A fronte di un largo consenso tra enti locali, associazioni e sindacati, il Patto per il lavoro e per il clima siglato dalla Regione Emilia-Romagna non corrisponde però l’adesione della Rete per l’emergenza climatica e ambientale (RecaEr).
“ll Patto per il lavoro e il clima proposto dalla Regione Emilia-Romagna non è all’altezza della svolta necessaria per affrontare il tema urgentissimo della conversione ecologica e del contrasto al cambiamento climatico, dell’uscita dai combustibili fossili, dell’uso sostenibile delle risorse e della preservazione e valorizzazione ambientale come vettori fondamentali per disegnare un nuovo modello produttivo e sociale”, si legge in una note delle rete RecaEr la cui maggioranza dell’assemblea delle 71 associazioni ha votato per la non-firma del Patto.
“Negli scorsi mesi la Rete ha fatto pervenire agli uffici regionali oltre 700 pagine di proposte con specifici obiettivi temporali e risultati attesi – spiega RecaEr -. Nonostante qualche sparuto accoglimento la versione finale non ha raccolto la maggior parte delle istanze che avrebbero reso il Patto un documento vincolante e veramente operativo: non sono indicati obiettivi intermedi, né specificati investimenti e risorse finalizzate al raggiungimento del 100% di energie rinnovabili al 2035, uno degli obiettivi più importanti. Senza questi indicatori non è possibile monitorare i risultati del Patto stesso, il che lo rende uno strumento potenzialmente inerte”.
Per la Rete climatica, il Patto emiliano-romagnolo è un “un documento di buone intenzioni che che non mette in discussione le enormi contraddizioni con cui la Giunta avalla, parallelamente, l’operato di Eni di un grande impianto di cattura e stoccaggio della CO2 a Ravenna (intervento bastevole da solo a invalidare qualsiasi strategia carbon-free). Nulla è detto sull’incremento del trasporto pubblico ferroviario, sulla riqualificazione edilizia, sulla completa elettrificazione dei sistemi energetici, non ci sono indicazioni strategiche sull’idrogeno e i suoi sistemi di produzione e sul superamento della produzione di energia da biomasse”.

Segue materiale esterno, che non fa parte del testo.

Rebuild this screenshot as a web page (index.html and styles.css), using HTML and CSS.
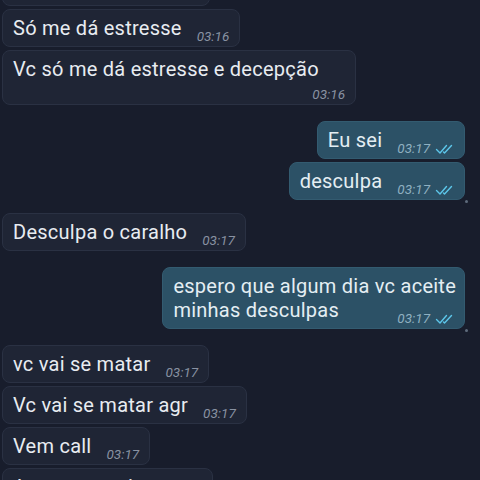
FILE: index.html
```html
<!DOCTYPE html>
<html lang="pt">
<head>
    <meta charset="UTF-8">
    <meta name="viewport" content="width=device-width, initial-scale=1.0">
    <title>Conversa</title>
    <link rel="stylesheet" href="styles.css">
</head>
<body>
    <div class="chat">
        <div class="msg in">
            Para de ignorar<span class="meta">03:16</span>
        </div>
        <div class="msg in">
            Só me dá estresse<span class="meta">03:16</span>
        </div>
        <div class="msg in">
            Vc só me dá estresse e decepção<span class="meta wrapped">03:16</span>
        </div>

        <div class="msg out group-lg">
            Eu sei<span class="meta">03:17 <svg class="ticks" viewBox="0 0 20 10"><path d="M1 5.5l3.5 3.5L11 1.5M8 8l1 1 7-7.5"/></svg></span>
        </div>
        <div class="msg out tail">
            desculpa<span class="meta">03:17 <svg class="ticks" viewBox="0 0 20 10"><path d="M1 5.5l3.5 3.5L11 1.5M8 8l1 1 7-7.5"/></svg></span>
        </div>

        <div class="msg in group">
            Desculpa o caralho<span class="meta">03:17</span>
        </div>

        <div class="msg out group-lg tail">
            espero que algum dia vc aceite<br>minhas desculpas<span class="meta">03:17 <svg class="ticks" viewBox="0 0 20 10"><path d="M1 5.5l3.5 3.5L11 1.5M8 8l1 1 7-7.5"/></svg></span>
        </div>

        <div class="msg in group-lg">
            vc vai se matar<span class="meta">03:17</span>
        </div>
        <div class="msg in">
            Vc vai se matar agr<span class="meta">03:17</span>
        </div>
        <div class="msg in">
            Vem call<span class="meta">03:17</span>
        </div>
        <div class="msg in">
            A gente precisa<span class="meta">03:17</span>
        </div>
    </div>
</body>
</html>
```

FILE: styles.css
```css
body {
    margin: 0;
    height: 480px;
    overflow: hidden;
    background-color: #181d2c;
    font-family: Roboto, "Noto Sans", sans-serif;
}
.chat {
    display: flex;
    flex-direction: column;
    gap: 3px;
    margin-top: -32px;
}
.msg {
    position: relative;
    width: fit-content;
    padding: 6px 10px 6px 10px;
    border-radius: 8px;
    font-size: 20px;
    line-height: 24px;
    letter-spacing: 0.25px;
    box-sizing: border-box;
}
.msg.in {
    align-self: flex-start;
    margin-left: 2px;
    max-width: 354px;
    background-color: #1f2535;
    border: 1px solid #2a3143;
    color: #e8ecf1;
}
.msg.out {
    align-self: flex-end;
    margin-right: 15px;
    max-width: 330px;
    background-color: #2c5166;
    border: 1px solid #335b70;
    color: #e4eef3;
    padding-left: 10px;
    padding-right: 8px;
}
.msg.group {
    margin-top: 10px;
}
.msg.group-lg {
    margin-top: 13px;
}
.msg.tail::after {
    content: "";
    position: absolute;
    right: -4px;
    bottom: -4px;
    width: 3px;
    height: 3px;
    border-radius: 50%;
    background-color: #5e6b7c;
}
.meta {
    float: right;
    display: flex;
    align-items: center;
    gap: 5px;
    margin: 13px 0 -4px 15px;
    font-size: 13.5px;
    line-height: 15px;
    letter-spacing: 0;
    font-style: italic;
    color: #8992a2;
}
/* time pushed onto its own line when the text fills the bubble */
.meta.wrapped {
    margin-top: 6px;
}
.out .meta {
    color: #8fb0c1;
}
.ticks {
    width: 21px;
    height: 10px;
    fill: none;
    stroke: #5cc6ea;
    stroke-width: 1.4;
    stroke-linecap: round;
    stroke-linejoin: round;
}
```
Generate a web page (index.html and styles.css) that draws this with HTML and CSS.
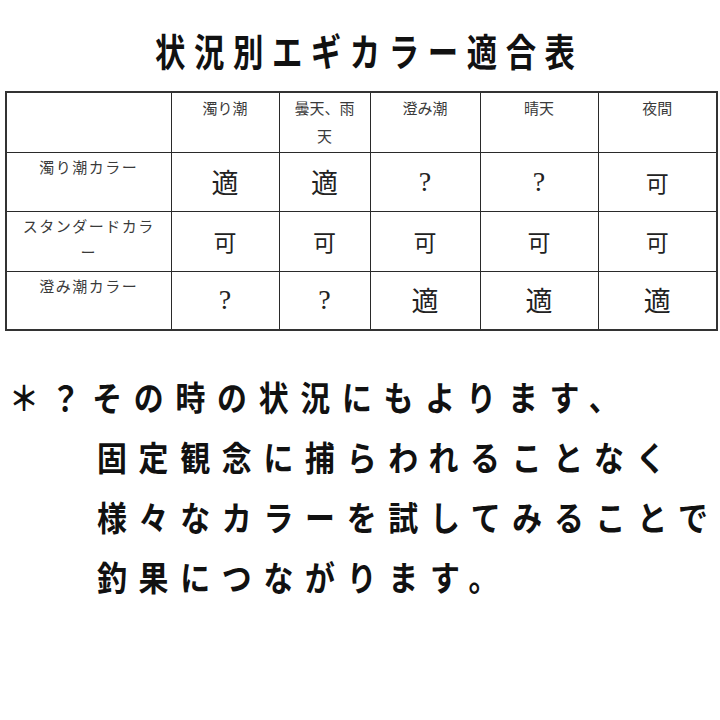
FILE: index.html
```html
<!DOCTYPE html>
<html lang="ja">
<head>
<meta charset="utf-8">
<title>状況別エギカラー適合表</title>
<link rel="stylesheet" href="styles.css">
</head>
<body>
<div class="page">
  <h1 class="title"><span class="title-text">状況別エギカラー適合表</span></h1>
  <table class="chart">
    <colgroup>
      <col class="c0"><col class="c1"><col class="c2"><col class="c3"><col class="c4"><col class="c5">
    </colgroup>
    <tr class="head">
      <th></th>
      <th>濁り潮</th>
      <th>曇天、雨<br>天</th>
      <th>澄み潮</th>
      <th>晴天</th>
      <th>夜間</th>
    </tr>
    <tr class="r1">
      <th class="label">濁り潮カラー</th>
      <td class="v fit">適</td>
      <td class="v fit">適</td>
      <td class="v q">?</td>
      <td class="v q">?</td>
      <td class="v ok">可</td>
    </tr>
    <tr class="r2">
      <th class="label">スタンダードカラ<br>ー</th>
      <td class="v ok">可</td>
      <td class="v ok">可</td>
      <td class="v ok">可</td>
      <td class="v ok">可</td>
      <td class="v ok">可</td>
    </tr>
    <tr class="r3">
      <th class="label">澄み潮カラー</th>
      <td class="v q">?</td>
      <td class="v q">?</td>
      <td class="v fit">適</td>
      <td class="v fit">適</td>
      <td class="v fit">適</td>
    </tr>
  </table>
  <div class="notes">
    <div class="line first">＊？その時の状況にもよります、</div>
    <div class="line">固定観念に捕らわれることなく</div>
    <div class="line">様々なカラーを試してみることで</div>
    <div class="line">釣果につながります。</div>
  </div>
</div>
</body>
</html>
```
FILE: styles.css
```css
html, body {
  margin: 0;
  padding: 0;
  background: #ffffff;
}
body {
  font-family: "Noto Sans CJK JP", "Noto Sans", sans-serif;
  color: #111;
}
.page {
  width: 720px;
  height: 720px;
  overflow: hidden;
}
.title {
  margin: 30px 0 0 0;
  font-size: 38px;
  line-height: 40px;
  font-weight: 700;
  text-align: left;
  color: #111;
  white-space: nowrap;
}
.title-text {
  display: inline-block;
  margin-left: 155px;
  letter-spacing: 10.7px;
  transform: scaleX(0.8);
  transform-origin: 0 50%;
}
.chart {
  margin: 21px 0 0 5px;
  width: 711px;
  border-collapse: collapse;
  table-layout: fixed;
  border: 2px solid #333;
}
.c0 { width: 165px; }
.c1 { width: 108px; }
.c2 { width: 91px; }
.c3 { width: 110px; }
.c4 { width: 118px; }
.c5 { width: 119px; }
.chart th,
.chart td {
  border: 1px solid #2a2a2a;
  padding: 0;
  text-align: center;
}
.chart th {
  font-weight: 400;
  font-size: 15px;
  line-height: 28px;
  color: #3a3a3a;
  vertical-align: top;
  padding-top: 1px;
}
.chart th.label {
  letter-spacing: 1.5px;
  line-height: 26px;
}
.head { height: 60px; }
.r1 { height: 59px; }
.r2 { height: 60px; }
.r3 { height: 59px; }
.v {
  vertical-align: middle;
  color: #222;
}
.fit {
  font-size: 27px;
  line-height: 30px;
  padding-top: 2px;
}
.ok {
  font-size: 23px;
  line-height: 30px;
}
.q {
  font-family: "Liberation Serif", serif;
  font-size: 28px;
  line-height: 30px;
}
.notes {
  margin-top: 36px;
}
.line {
  font-size: 34px;
  line-height: 60px;
  height: 60px;
  font-weight: 700;
  letter-spacing: 13.3px;
  white-space: nowrap;
  padding-left: 97px;
  color: #111;
  transform: scaleX(0.88);
  transform-origin: 97px 50%;
}
.line.first {
  padding-left: 9px;
  transform-origin: 9px 50%;
}
```
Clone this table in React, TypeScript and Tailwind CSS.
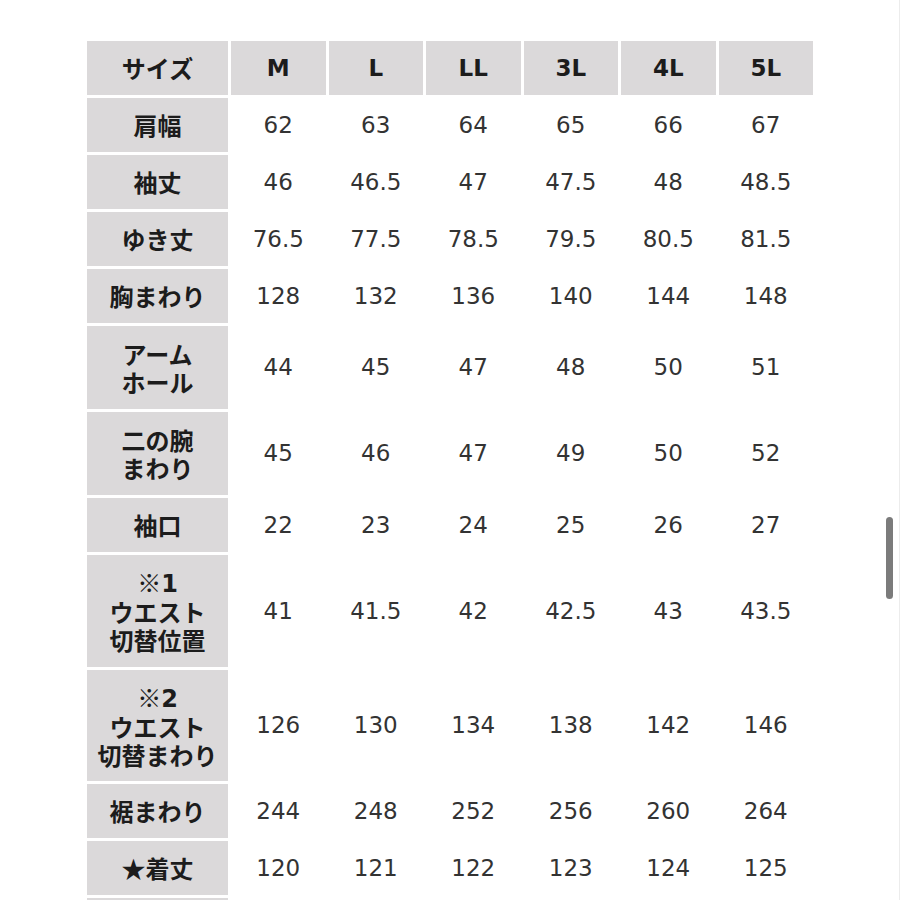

“È irrealistico – aggiunge la Rete – pensare di raggiungere l’obiettivo della transizione ad emissioni zero della Regione Emilia Romagna entro il 2050 senza la ripubblicizzazione del servizio idrico e della gestione dei rifiuti, senza impegni concreti riguardo la riduzione delle biomasse e un cronoprogramma che porti alla chiusura di inceneritori e discariche; senza interventi incisivi sui temi dell’agricoltura e della zootecnia; senza invertire la marcia di una mobilità fatta di grandi opere infrastrutturali: Passante di Bologna e bretella di Campogalliano sono esempi attualissimi di una pesante contraddizione con l’obiettivo di consumo di suolo zero”.
“Una Regione Emilia Romagna che propone l’autonomia differenziata o si candida ad ospitare le Olimpiadi non può portare avanti un’azione credibile verso i suoi cittadini che attendono azioni concrete a partire da subito e non l’ennesima operazione di marketing politico senza un corredo solido e coerente di attuazioni – attacca la Rete -. Se vogliamo salvare il nostro territorio dal cambiamento climatico che ogni giorno di più si manifesta nella sua violenza distruttiva, occorre ricominciare da un confronto reale su tutte le tematiche inerenti, con realtà capaci di rappresentare gli interessi dei cittadini in maniera disinteressata ma competente. Per questo Rerca si mantiene disponibile a proseguire in un confronto con le realtà istituzionali e sociali, augurandosi che le forme di questo confronto si rivelino, finalmente, realmente partecipative attraverso la presenza a tavoli di lavoro permanenti”.